A Wife on Gorge River by Catherine Stewart

A Wife on Gorge RiverWhile writing my PhD I’ve found it hard to do any extra reading. By the end of the day all I want to do is watch a predictable crime show and go to bed. I was starting to feel guilty about all the great books that were dusting away on my shelf (and I can’t buy any more until I’ve read these!) so I’ve started to read a little bit each evening. I find once I get into a book then I don’t have a problem picking it up at night.

The book I’ve just finished is A Wife on Gorge River by Catherine Stewart. It is the story of Catherine’s life living in an old DOC hut on the remote Gorge River in South Westland, and bringing up her two children — Christian and Robin — with her husband Robert ‘Beansprout’ Long. Their home is two days tramp from the nearest road. Catherine’s story is one of how to live with little (with a small income from Robert’s art they grew most of their own food, and for many years didn’t have power!), while feeling like they had a lot. It’s also a powerful story about how to creatively parent children. Personally I have to fight the desire for constant improvement (I’m much happier when I want what I have, which really is quite a lot), so I found Catherine’s story inspiring.

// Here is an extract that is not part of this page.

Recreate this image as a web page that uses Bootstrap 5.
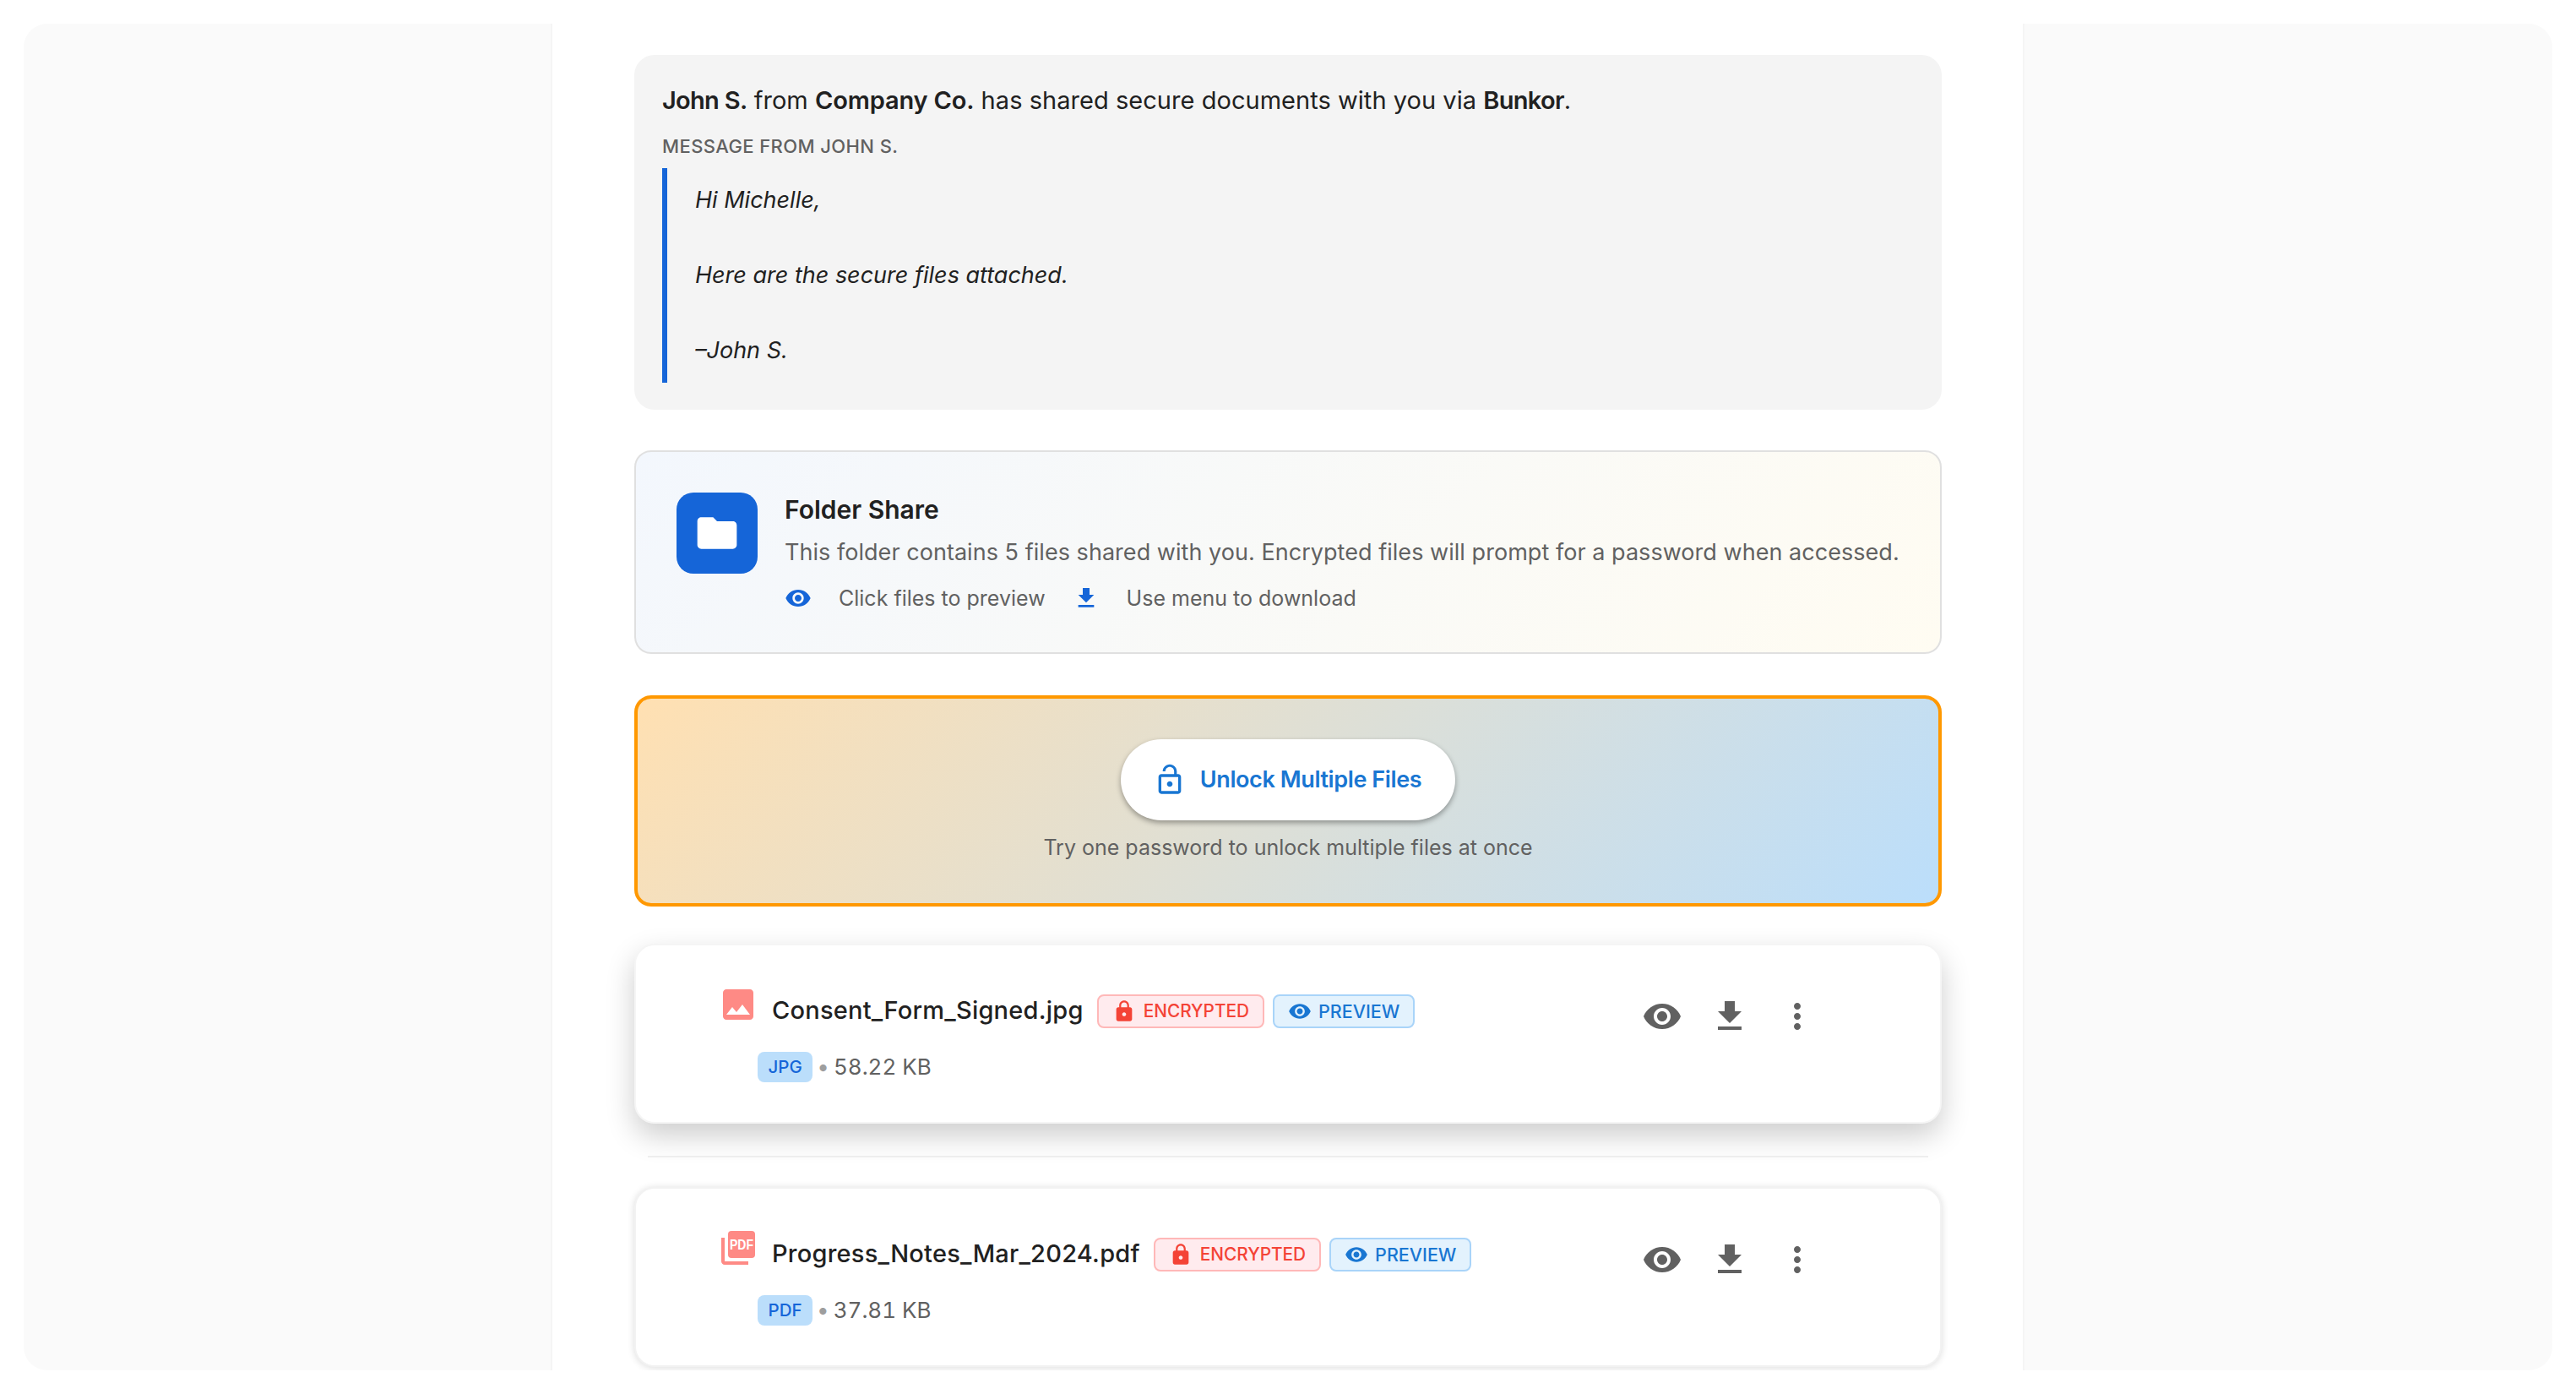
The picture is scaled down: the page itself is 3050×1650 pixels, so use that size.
<!DOCTYPE html>
<html lang="en">
<head>
    <meta charset="UTF-8" />
    <meta name="viewport" content="width=device-width, initial-scale=1.0"/>
    <title>Bunkor - Shared Folder</title>
    <link href="https://cdn.jsdelivr.net/npm/bootstrap@5.3.0/dist/css/bootstrap.min.css" rel="stylesheet"/>
    <style>
        html, body { height: 100%; background: #fff; overflow: hidden; }
        body { font-family: "Inter", "Liberation Sans", sans-serif; color: #212121; padding: 28px; }
        .app-frame { height: 1594px; border-radius: 28px; overflow: hidden; }
        .side-panel { flex: none; background: #fafafa; }
        .side-left { width: 626px; border-right: 2px solid #f5f5f5; }
        .side-right { width: 627px; border-left: 2px solid #f5f5f5; }
        .center-col { flex: 1 1 auto; min-width: 0; padding: 37px 96px 0 97px; background: #fff; }

        .msg-box { background: #f4f4f4; border-radius: 24px; padding: 32px 33px; height: 420px; margin-bottom: 48px; }
        .msg-lead { font-size: 29px; letter-spacing: .04px; line-height: 44px; margin: 0 0 16px; }
        .msg-lead b { font-weight: 600; letter-spacing: -.15px; }
        .msg-lead b:first-child, .msg-lead b:last-child { letter-spacing: -.7px; }
        .msg-label { font-size: 22px; line-height: 32px; font-weight: 500; color: #616161; letter-spacing: .4px; margin-bottom: 10px; }
        .msg-quote { border-left: 6px solid #1565d8; padding: 16px 0 16px 33px; font-size: 27px; line-height: 44.4px; font-style: italic; }
        .msg-quote p { margin: 0 0 44.4px; }
        .msg-quote p:last-child { margin-bottom: 0; }

        .folder-box { height: 241px; border: 2px solid #e0e0e0; border-radius: 20px; padding: 48px; gap: 32px; margin-bottom: 49px; background: linear-gradient(135deg, #f3f7fd, #fffcf2); }
        .folder-ico { width: 96px; height: 96px; flex: none; border-radius: 20px; background: #1565d8; }
        .folder-title { font-size: 30px; line-height: 40px; font-weight: 600; }
        .folder-desc { font-size: 27px; letter-spacing: .04px; line-height: 44px; color: #616161; margin-top: 9px; white-space: nowrap; }
        .folder-hints { font-size: 25px; line-height: 40px; color: #616161; gap: 32px; margin-top: 12px; }
        .folder-hints svg { width: 32px; height: 32px; fill: #1565d8; }

        .unlock-box { height: 250px; border: 4px solid #ff9800; border-radius: 20px; padding-top: 48px; margin-bottom: 44px; background: linear-gradient(135deg, #ffe0b2, #bbdefb); }
        .unlock-btn { height: 96px; padding: 0 40px 0 38px; gap: 16px; border-radius: 48px; border: 0; background: #fff; color: #1976d2; font-size: 27px; letter-spacing: -.4px; font-weight: 600; box-shadow: 0 3px 6px rgba(0,0,0,.35); }
        .unlock-btn:hover { background: #fff; color: #1976d2; }
        .unlock-btn svg { width: 40px; height: 40px; fill: currentColor; }
        .unlock-sub { font-size: 25px; line-height: 40px; color: #616161; margin-top: 12px; }

        .file-row { height: 213px; border: 2px solid #f2f2f2; border-radius: 24px; background: #fff; box-shadow: 0 1px 8px rgba(0,0,0,.14); padding: 46px 129px 0 97px; }
        .file-row.is-hover { box-shadow: 0 14px 34px rgba(0,0,0,.2); border-color: #f5f5f5; }
        .file-ico { width: 48px; height: 48px; flex: none; fill: #fe8a85; }
        .file-head { gap: 16px; }
        .file-name { font-size: 29px; letter-spacing: .23px; line-height: 40px; font-weight: 500; white-space: nowrap; margin-top: 11px; }
        .tag-box { height: 40px; margin-top: 12px; padding: 0 16px; border-radius: 8px; border: 2px solid; font-weight: 500; }
        .tag-lock { background: #ffebee; border-color: #ffb8b8; color: #f44336; font-size: 20.8px; gap: 9px; }
        .tag-view { background: #e3f2fd; border-color: #a9d4f9; color: #1976d2; font-size: 21.5px; gap: 8px; margin-left: -6px; }
        .tag-box svg { width: 28px; height: 28px; fill: currentColor; }
        .file-meta { font-size: 26px; line-height: 36px; color: #616161; margin: 28px 0 0 47px; gap: 5px; font-variant-numeric: tabular-nums; }
        .type-chip { background: #bbdefb; color: #1565d8; border-radius: 8px; height: 36px; padding: 0 12.5px; font-size: 20.5px; font-weight: 500; }
        .meta-dot { color: #9e9e9e; }
        .file-actions { margin-top: -2px; }
        .act-btn { width: 80px; height: 80px; padding: 0; border: 0; }
        .act-btn svg { width: 48px; height: 48px; fill: #616161; }
        .list-sep { height: 2px; background: #eee; margin: 38px 16px 35px; }
    </style>
</head>
<body>
<svg width="0" height="0" class="position-absolute">
    <symbol id="i-eye" viewBox="0 0 24 24"><path d="M12 4.5C7 4.5 2.73 7.61 1 12c1.73 4.39 6 7.5 11 7.5s9.27-3.11 11-7.5c-1.73-4.39-6-7.5-11-7.5zM12 17c-2.76 0-5-2.24-5-5s2.24-5 5-5 5 2.24 5 5-2.24 5-5 5zm0-8c-1.66 0-3 1.34-3 3s1.34 3 3 3 3-1.34 3-3-1.34-3-3-3z"/></symbol>
    <symbol id="i-down" viewBox="0 0 24 24"><path d="M19 9h-4V3H9v6H5l7 7 7-7zM5 18v2h14v-2H5z"/></symbol>
    <symbol id="i-more" viewBox="0 0 24 24"><path d="M12 8c1.1 0 2-.9 2-2s-.9-2-2-2-2 .9-2 2 .9 2 2 2zm0 2c-1.1 0-2 .9-2 2s.9 2 2 2 2-.9 2-2-.9-2-2-2zm0 6c-1.1 0-2 .9-2 2s.9 2 2 2 2-.9 2-2-.9-2-2-2z"/></symbol>
    <symbol id="i-lock" viewBox="0 0 24 24"><path d="M18 8h-1V6c0-2.76-2.24-5-5-5S7 3.24 7 6v2H6c-1.1 0-2 .9-2 2v10c0 1.1.9 2 2 2h12c1.1 0 2-.9 2-2V10c0-1.1-.9-2-2-2zm-6 9c-1.1 0-2-.9-2-2s.9-2 2-2 2 .9 2 2-.9 2-2 2zm3.1-9H8.9V6c0-1.71 1.39-3.1 3.1-3.1 1.71 0 3.1 1.39 3.1 3.1v2z"/></symbol>
</svg>

<div class="app-frame d-flex">
    <div class="side-panel side-left"></div>

    <main class="center-col">
        <!-- Sender message -->
        <div class="msg-box">
            <p class="msg-lead"><b>John S.</b> from <b>Company Co.</b> has shared secure documents with you via <b>Bunkor</b>.</p>
            <div class="msg-label">MESSAGE FROM JOHN S.</div>
            <div class="msg-quote">
                <p>Hi Michelle,</p>
                <p>Here are the secure files attached.</p>
                <p>–John S.</p>
            </div>
        </div>

        <!-- Folder info -->
        <div class="folder-box d-flex align-items-start">
            <div class="folder-ico d-flex align-items-center justify-content-center">
                <svg width="56" height="56" viewBox="0 0 24 24" fill="#fff"><path d="M10 4H4c-1.1 0-2 .9-2 2v12c0 1.1.9 2 2 2h16c1.1 0 2-.9 2-2V8c0-1.1-.9-2-2-2h-8l-2-2z"/></svg>
            </div>
            <div>
                <div class="folder-title">Folder Share</div>
                <div class="folder-desc">This folder contains 5 files shared with you. Encrypted files will prompt for a password when accessed.</div>
                <div class="folder-hints d-flex align-items-center">
                    <svg><use href="#i-eye"/></svg>
                    <span>Click files to preview</span>
                    <svg><use href="#i-down"/></svg>
                    <span>Use menu to download</span>
                </div>
            </div>
        </div>

        <!-- Bulk unlock -->
        <div class="unlock-box text-center">
            <button type="button" class="btn unlock-btn d-inline-flex align-items-center">
                <svg viewBox="0 0 24 24"><path d="M12 17c1.1 0 2-.9 2-2s-.9-2-2-2-2 .9-2 2 .9 2 2 2zm6-9h-1V6c0-2.76-2.24-5-5-5S7 3.24 7 6h1.9c0-1.71 1.39-3.1 3.1-3.1 1.71 0 3.1 1.39 3.1 3.1v2H6c-1.1 0-2 .9-2 2v10c0 1.1.9 2 2 2h12c1.1 0 2-.9 2-2V10c0-1.1-.9-2-2-2zm0 12H6V10h12v10z"/></svg>
                Unlock Multiple Files
            </button>
            <div class="unlock-sub">Try one password to unlock multiple files at once</div>
        </div>

        <!-- Files -->
        <div class="file-row is-hover d-flex justify-content-between align-items-start">
            <div>
                <div class="file-head d-flex align-items-start">
                    <svg class="file-ico" viewBox="0 0 24 24"><path d="M21 19V5c0-1.1-.9-2-2-2H5c-1.100 0-2 .9-2 2v14c0 1.1.9 2 2 2h14c1.100 0 2-.9 2-2zM8.500 13.500l2.500 3.010L14.500 12l4.500 6H5l3.500-4.500z"/></svg>
                    <span class="file-name">Consent_Form_Signed.jpg</span>
                    <span class="tag-box tag-lock d-inline-flex align-items-center"><svg><use href="#i-lock"/></svg>ENCRYPTED</span>
                    <span class="tag-box tag-view d-inline-flex align-items-center"><svg><use href="#i-eye"/></svg>PREVIEW</span>
                </div>
                <div class="file-meta d-flex align-items-center">
                    <span class="type-chip d-inline-flex align-items-center">JPG</span>
                    <span class="meta-dot">•</span>
                    <span>58.22 KB</span>
                </div>
            </div>
            <div class="file-actions d-flex">
                <button type="button" class="btn act-btn"><svg><use href="#i-eye"/></svg></button>
                <button type="button" class="btn act-btn"><svg><use href="#i-down"/></svg></button>
                <button type="button" class="btn act-btn"><svg><use href="#i-more"/></svg></button>
            </div>
        </div>

        <div class="list-sep"></div>

        <div class="file-row d-flex justify-content-between align-items-start">
            <div>
                <div class="file-head d-flex align-items-start">
                    <svg class="file-ico" viewBox="0 0 24 24">
                        <rect x="6" y="2" width="16" height="16" rx="2"/>
                        <path d="M4 6H2v14c0 1.100.9 2 2 2h14v-2H4V6z"/>
                        <text x="7" y="13.100" textLength="14" lengthAdjust="spacingAndGlyphs" font-family="Liberation Sans" font-weight="700" font-size="8.500" fill="#fff">PDF</text>
                    </svg>
                    <span class="file-name">Progress_Notes_Mar_2024.pdf</span>
                    <span class="tag-box tag-lock d-inline-flex align-items-center"><svg><use href="#i-lock"/></svg>ENCRYPTED</span>
                    <span class="tag-box tag-view d-inline-flex align-items-center"><svg><use href="#i-eye"/></svg>PREVIEW</span>
                </div>
                <div class="file-meta d-flex align-items-center">
                    <span class="type-chip d-inline-flex align-items-center">PDF</span>
                    <span class="meta-dot">•</span>
                    <span>37.81 KB</span>
                </div>
            </div>
            <div class="file-actions d-flex">
                <button type="button" class="btn act-btn"><svg><use href="#i-eye"/></svg></button>
                <button type="button" class="btn act-btn"><svg><use href="#i-down"/></svg></button>
                <button type="button" class="btn act-btn"><svg><use href="#i-more"/></svg></button>
            </div>
        </div>
    </main>

    <div class="side-panel side-right"></div>
</div>

<script src="https://cdn.jsdelivr.net/npm/bootstrap@5.3.0/dist/js/bootstrap.bundle.min.js"></script>
</body>
</html>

Here are a few things Catherine says: “At the worst times I’d look up at the dead rata tree on the top of the hill across the river as it held its last branches up in the air, defying the sou’west wind. I always took strength from the sight and promised myself that I, too, could do whatever I had to. So far, I haven’t found anything I’d prefer to be doing.”

And, “I may not earn much, but I figure I’m richer than anyone with a mortgage and an outstanding credit-card bill … I treasure the serenity I find when I am surrounded by the beautiful, untouched, sub-tropical rainforest that clothes much of the west coast of the South Island.”

Inspired by Catherine we went on a little family holiday to Aotea Cottage (a tiny cottage built in the 1880s) on Ngaipui Station in the Wairarapa. It was the first time that Sam had been on a farm (or seen farm animals), sat by an open fire, spiked himself on barbed wire, and tried to skip stones along river. Here are a few pictures:



5 thoughts on “A Wife on Gorge River by Catherine Stewart

  1. I read this book over Xmas. There was something very compelling about her story, though at times I felt like a peeping tom at the window of her family’s life. I have a bit of horror at this aspect of biographical writing.

      1. I didn’t mean to be picky about her – it’s more my reaction when I read a book where the writer is very open and I suppose in her case, not versed in literary traditions of biography and memoir. That’s probably more the point, that my reading is full of fiction writers shaping biography, this was like raw material. I too was impressed with her determination!

      2. Agreed! It was like having a conversation with her down at the pub. It raises the question, how much of biography (or autobiography) is actually biographical and not a sort of fiction. Or is it all fiction (which is how I tend to see it, on continuum with totally fictional at one end and biography at the other)?